* [DATA FOR PROCESSING]
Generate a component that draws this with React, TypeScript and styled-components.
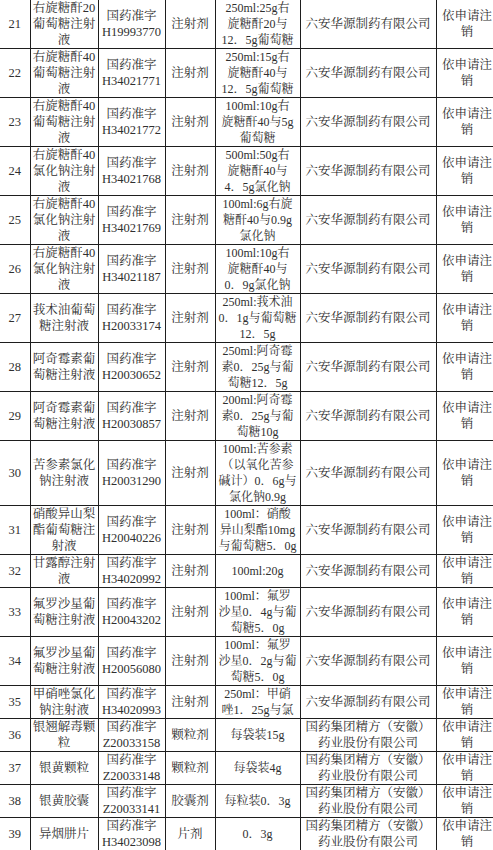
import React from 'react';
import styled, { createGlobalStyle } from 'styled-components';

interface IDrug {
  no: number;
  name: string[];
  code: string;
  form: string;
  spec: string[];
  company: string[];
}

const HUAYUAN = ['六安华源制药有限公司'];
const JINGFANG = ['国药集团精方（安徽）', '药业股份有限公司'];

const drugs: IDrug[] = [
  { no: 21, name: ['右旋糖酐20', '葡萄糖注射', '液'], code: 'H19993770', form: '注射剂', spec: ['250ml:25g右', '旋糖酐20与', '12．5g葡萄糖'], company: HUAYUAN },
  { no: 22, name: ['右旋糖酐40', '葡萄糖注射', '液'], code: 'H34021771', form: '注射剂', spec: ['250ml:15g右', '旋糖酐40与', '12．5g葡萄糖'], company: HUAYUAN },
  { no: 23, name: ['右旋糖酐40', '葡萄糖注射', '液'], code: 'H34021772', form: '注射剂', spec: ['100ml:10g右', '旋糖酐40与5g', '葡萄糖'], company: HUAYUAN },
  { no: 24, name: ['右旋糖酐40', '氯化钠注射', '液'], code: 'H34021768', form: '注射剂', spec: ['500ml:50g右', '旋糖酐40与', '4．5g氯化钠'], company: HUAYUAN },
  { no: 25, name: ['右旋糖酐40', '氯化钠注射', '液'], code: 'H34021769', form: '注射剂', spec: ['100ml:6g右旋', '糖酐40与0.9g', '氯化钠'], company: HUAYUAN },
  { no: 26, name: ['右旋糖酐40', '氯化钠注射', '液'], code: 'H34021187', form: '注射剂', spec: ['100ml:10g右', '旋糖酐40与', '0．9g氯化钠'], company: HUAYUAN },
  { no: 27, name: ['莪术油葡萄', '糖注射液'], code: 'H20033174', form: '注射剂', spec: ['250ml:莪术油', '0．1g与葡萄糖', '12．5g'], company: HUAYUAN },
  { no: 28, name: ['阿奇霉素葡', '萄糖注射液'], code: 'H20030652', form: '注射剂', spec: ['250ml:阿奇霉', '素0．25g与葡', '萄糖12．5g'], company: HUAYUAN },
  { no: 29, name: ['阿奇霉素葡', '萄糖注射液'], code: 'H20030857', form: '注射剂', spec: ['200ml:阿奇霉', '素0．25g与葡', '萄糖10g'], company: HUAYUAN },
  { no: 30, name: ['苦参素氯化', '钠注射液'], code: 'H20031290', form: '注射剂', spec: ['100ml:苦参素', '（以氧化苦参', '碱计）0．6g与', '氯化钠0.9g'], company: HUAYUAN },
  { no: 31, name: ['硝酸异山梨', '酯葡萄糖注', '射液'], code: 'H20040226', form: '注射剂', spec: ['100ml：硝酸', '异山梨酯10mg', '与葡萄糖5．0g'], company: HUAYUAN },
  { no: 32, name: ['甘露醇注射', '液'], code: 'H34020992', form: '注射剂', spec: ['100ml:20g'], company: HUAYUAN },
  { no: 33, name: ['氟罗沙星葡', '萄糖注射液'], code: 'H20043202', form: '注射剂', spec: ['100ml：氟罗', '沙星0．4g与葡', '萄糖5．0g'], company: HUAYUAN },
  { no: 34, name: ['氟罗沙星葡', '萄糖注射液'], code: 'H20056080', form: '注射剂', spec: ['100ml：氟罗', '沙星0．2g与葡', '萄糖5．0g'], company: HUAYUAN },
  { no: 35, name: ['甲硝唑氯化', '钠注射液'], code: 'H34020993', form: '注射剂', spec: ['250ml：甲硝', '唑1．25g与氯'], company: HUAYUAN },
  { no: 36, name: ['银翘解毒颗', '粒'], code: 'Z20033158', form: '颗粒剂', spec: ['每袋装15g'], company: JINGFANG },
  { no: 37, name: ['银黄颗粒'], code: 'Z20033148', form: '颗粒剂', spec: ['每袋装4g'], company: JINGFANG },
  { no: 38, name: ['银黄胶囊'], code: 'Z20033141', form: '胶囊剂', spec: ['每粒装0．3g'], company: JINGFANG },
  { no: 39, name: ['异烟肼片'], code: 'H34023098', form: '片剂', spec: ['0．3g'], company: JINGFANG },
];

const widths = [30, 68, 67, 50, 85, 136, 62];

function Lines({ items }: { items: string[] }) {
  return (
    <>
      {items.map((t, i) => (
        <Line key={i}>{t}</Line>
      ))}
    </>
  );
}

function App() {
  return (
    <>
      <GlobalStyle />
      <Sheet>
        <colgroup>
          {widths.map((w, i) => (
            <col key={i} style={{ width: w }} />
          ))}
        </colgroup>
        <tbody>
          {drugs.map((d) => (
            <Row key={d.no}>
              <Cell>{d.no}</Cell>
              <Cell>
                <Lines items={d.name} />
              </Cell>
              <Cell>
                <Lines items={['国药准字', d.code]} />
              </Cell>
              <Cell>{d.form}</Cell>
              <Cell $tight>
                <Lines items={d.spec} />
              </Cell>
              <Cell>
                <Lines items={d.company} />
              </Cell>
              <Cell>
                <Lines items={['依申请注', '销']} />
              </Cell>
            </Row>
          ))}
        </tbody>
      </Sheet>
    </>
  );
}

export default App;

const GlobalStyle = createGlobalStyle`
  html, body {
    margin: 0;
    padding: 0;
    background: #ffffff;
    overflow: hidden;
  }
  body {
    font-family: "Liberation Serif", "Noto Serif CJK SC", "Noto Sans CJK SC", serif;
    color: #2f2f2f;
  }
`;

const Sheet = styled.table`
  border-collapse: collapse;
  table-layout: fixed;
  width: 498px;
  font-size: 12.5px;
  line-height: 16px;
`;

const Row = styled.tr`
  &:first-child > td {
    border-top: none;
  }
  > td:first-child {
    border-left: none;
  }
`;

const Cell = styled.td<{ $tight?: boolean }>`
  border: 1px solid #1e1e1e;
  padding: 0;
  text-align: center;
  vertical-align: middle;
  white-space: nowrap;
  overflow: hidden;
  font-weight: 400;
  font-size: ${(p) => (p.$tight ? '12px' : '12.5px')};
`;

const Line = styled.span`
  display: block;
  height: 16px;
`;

--

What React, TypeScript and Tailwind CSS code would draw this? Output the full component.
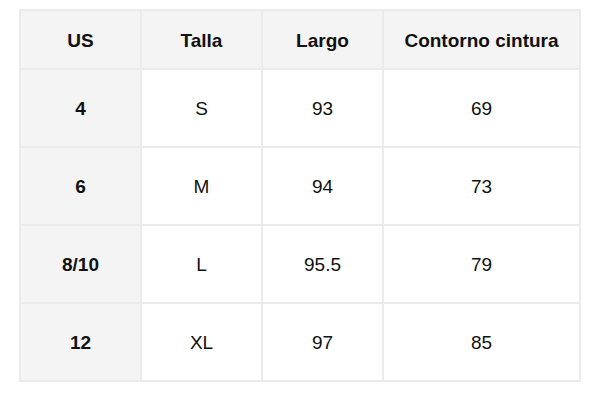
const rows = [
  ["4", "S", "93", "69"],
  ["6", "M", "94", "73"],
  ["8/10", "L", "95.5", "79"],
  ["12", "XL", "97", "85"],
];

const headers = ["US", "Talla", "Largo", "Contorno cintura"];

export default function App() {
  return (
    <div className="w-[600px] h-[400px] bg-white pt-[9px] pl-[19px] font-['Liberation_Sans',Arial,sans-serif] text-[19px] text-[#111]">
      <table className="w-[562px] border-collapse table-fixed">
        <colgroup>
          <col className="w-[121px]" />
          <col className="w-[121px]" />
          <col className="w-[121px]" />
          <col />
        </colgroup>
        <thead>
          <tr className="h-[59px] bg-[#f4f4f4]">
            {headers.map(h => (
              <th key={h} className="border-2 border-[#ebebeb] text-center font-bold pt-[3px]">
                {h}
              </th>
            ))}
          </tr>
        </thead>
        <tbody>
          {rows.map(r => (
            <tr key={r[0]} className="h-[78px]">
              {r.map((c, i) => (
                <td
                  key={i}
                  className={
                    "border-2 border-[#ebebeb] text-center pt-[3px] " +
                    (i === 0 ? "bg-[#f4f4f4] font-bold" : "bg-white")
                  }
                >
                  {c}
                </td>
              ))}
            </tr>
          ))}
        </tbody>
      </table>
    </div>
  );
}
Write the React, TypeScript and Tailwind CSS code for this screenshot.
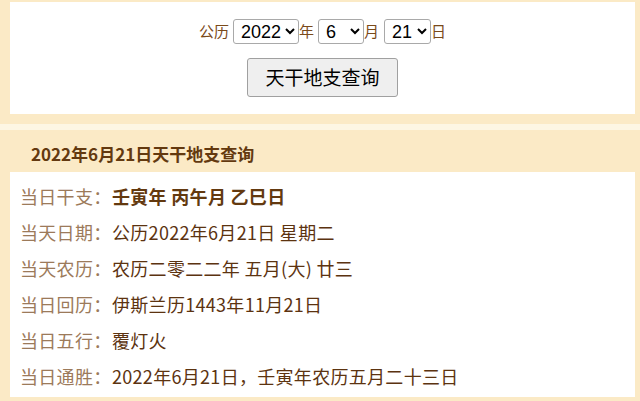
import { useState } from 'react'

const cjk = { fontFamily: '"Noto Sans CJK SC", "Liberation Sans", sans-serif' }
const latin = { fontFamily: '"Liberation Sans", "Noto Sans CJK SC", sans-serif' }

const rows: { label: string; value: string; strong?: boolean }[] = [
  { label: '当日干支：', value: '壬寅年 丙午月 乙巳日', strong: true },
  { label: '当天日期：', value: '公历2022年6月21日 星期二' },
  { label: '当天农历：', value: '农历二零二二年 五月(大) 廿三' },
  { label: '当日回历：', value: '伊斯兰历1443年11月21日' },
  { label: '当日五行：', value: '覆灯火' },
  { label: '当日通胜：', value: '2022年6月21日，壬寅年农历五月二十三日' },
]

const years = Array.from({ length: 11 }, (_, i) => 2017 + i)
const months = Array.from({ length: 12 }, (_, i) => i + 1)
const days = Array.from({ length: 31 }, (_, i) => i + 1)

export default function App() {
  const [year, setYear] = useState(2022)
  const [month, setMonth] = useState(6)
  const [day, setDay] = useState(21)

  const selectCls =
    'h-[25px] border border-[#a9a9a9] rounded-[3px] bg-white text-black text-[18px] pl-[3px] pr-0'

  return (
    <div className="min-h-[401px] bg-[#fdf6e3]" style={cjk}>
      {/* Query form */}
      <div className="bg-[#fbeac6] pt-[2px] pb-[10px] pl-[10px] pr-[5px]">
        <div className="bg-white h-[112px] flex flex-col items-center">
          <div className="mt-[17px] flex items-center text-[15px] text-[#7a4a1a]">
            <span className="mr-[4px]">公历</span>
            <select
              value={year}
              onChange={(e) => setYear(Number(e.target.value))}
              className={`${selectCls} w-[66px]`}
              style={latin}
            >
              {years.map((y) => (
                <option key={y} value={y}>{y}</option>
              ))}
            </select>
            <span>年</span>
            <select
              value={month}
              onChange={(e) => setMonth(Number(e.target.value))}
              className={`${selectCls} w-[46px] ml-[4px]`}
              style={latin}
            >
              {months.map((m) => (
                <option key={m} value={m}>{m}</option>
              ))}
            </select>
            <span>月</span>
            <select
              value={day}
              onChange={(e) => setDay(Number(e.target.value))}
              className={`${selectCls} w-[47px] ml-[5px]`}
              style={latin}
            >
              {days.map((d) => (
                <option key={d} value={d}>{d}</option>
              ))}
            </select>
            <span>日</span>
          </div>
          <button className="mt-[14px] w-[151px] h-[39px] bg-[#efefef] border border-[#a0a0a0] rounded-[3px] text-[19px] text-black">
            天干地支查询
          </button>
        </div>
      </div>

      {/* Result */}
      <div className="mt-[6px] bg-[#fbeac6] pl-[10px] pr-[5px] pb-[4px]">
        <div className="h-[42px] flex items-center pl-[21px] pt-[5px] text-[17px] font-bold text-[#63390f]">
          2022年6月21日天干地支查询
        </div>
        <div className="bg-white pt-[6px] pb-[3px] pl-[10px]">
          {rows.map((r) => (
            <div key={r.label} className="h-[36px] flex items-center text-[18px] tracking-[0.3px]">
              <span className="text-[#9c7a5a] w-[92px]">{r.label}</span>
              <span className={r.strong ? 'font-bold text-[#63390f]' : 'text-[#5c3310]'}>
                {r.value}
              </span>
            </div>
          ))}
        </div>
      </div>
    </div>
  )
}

* [AIM]
Copy the listing above exactly, but only from the line with "Write the React, TypeScript" through the line with "text-[18px] pl-[3px] pr-0'", including those two lines and excluding any picture.

* [RESULT OF THE EXERCISE]
Write the React, TypeScript and Tailwind CSS code for this screenshot.
import { useState } from 'react'

const cjk = { fontFamily: '"Noto Sans CJK SC", "Liberation Sans", sans-serif' }
const latin = { fontFamily: '"Liberation Sans", "Noto Sans CJK SC", sans-serif' }

const rows: { label: string; value: string; strong?: boolean }[] = [
  { label: '当日干支：', value: '壬寅年 丙午月 乙巳日', strong: true },
  { label: '当天日期：', value: '公历2022年6月21日 星期二' },
  { label: '当天农历：', value: '农历二零二二年 五月(大) 廿三' },
  { label: '当日回历：', value: '伊斯兰历1443年11月21日' },
  { label: '当日五行：', value: '覆灯火' },
  { label: '当日通胜：', value: '2022年6月21日，壬寅年农历五月二十三日' },
]

const years = Array.from({ length: 11 }, (_, i) => 2017 + i)
const months = Array.from({ length: 12 }, (_, i) => i + 1)
const days = Array.from({ length: 31 }, (_, i) => i + 1)

export default function App() {
  const [year, setYear] = useState(2022)
  const [month, setMonth] = useState(6)
  const [day, setDay] = useState(21)

  const selectCls =
    'h-[25px] border border-[#a9a9a9] rounded-[3px] bg-white text-black text-[18px] pl-[3px] pr-0'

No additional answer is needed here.